This way we're confident that the computational cost of the future will far outweigh the communciation cost, but things are still fast-ish.

Yeah, that's why I originally went with sleep. It also feels more like the case we're trying to test for. Though the test still passes with 6d91816 (and note that that test fails on main), so I'm not sure what we're thinking about wrong?

Currently 28 bytes / 100MB/s is just still smaller than however fast inc ran in (a few microseconds probably). It would be safer to bump this up to milliseconds though.

gen_cluster tests can run in less than a second, but more than 100ms. So sleeps of around that 100ms time are more welcome than 1s sleeps.

The test is passing as-is; do you still think I should change it back to sleep?

It would become a problem if the inc ran in 28 bytes / 100MB/s = 0.2us or less. Inc does actually run this fast.

In [1]: 28 / 100e6 Out[1]: 2.8e-07 In [2]: def inc(x): ...: return x + 1 ...: In [3]: %timeit inc(1) 64.2 ns ± 0.914 ns per loop (mean ± std. dev. of 7 runs, 10000000 loops each)

But presumably the infrastructure around the inc is taking longer. If our timing infrsatructure got much faster then this might result in intermittent errors. It probably doesn't matter at this scale, but it's probably a good idea if it takes only a few minutes.

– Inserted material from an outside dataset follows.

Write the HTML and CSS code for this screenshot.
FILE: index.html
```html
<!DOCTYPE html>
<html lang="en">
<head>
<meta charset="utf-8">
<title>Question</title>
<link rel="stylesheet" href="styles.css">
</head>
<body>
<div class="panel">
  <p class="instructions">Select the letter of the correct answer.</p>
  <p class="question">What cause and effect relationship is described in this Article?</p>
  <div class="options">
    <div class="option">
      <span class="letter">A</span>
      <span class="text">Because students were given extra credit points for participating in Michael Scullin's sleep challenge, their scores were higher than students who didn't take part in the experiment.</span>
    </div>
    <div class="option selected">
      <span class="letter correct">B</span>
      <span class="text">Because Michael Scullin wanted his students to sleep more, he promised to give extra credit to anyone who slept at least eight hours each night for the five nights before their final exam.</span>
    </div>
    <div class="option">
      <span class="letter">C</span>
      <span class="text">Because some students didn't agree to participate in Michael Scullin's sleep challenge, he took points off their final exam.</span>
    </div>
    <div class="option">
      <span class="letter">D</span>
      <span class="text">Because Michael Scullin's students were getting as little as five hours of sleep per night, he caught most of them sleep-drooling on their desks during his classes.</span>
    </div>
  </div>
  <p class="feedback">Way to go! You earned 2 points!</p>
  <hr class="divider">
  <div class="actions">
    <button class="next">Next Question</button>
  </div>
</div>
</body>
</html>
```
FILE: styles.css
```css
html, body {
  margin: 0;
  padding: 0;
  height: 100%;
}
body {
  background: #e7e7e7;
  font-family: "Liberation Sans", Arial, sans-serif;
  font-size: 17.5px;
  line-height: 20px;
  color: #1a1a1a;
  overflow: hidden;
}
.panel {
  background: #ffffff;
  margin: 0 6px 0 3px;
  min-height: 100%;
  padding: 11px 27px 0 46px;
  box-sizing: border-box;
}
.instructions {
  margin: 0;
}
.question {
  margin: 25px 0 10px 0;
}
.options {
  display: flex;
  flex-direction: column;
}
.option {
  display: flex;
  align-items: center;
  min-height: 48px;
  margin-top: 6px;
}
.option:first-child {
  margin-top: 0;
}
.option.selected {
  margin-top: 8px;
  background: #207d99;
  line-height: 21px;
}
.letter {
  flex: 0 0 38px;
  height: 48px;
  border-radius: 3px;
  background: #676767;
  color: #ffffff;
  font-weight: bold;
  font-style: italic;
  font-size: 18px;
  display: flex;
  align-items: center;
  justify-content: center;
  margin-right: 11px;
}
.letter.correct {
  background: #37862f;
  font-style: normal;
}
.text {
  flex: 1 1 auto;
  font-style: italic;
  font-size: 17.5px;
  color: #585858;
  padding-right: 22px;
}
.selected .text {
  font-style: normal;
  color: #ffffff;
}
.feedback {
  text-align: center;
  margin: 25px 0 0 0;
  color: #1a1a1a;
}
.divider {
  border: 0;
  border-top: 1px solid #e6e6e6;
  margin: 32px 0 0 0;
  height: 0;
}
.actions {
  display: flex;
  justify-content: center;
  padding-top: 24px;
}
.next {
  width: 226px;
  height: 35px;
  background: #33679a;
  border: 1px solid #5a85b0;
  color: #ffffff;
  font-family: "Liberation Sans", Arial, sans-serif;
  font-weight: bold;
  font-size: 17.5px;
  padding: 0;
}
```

We might also introduce a penalty of something like 1ms for any communication (I'm surprised that we don't do this today actually) which might tip the scales in the future.

I'll switch back to a short sleep for now.

We might also introduce a penalty of something like 1ms for any communication

That seems very worth doing.

We maybe used to do this? It might be worth checking logs. The worker_objective function is pretty clean if you wanted to add this. We should probably wait until we find a case where it comes up though in an impactful way just to keep from cluttering things.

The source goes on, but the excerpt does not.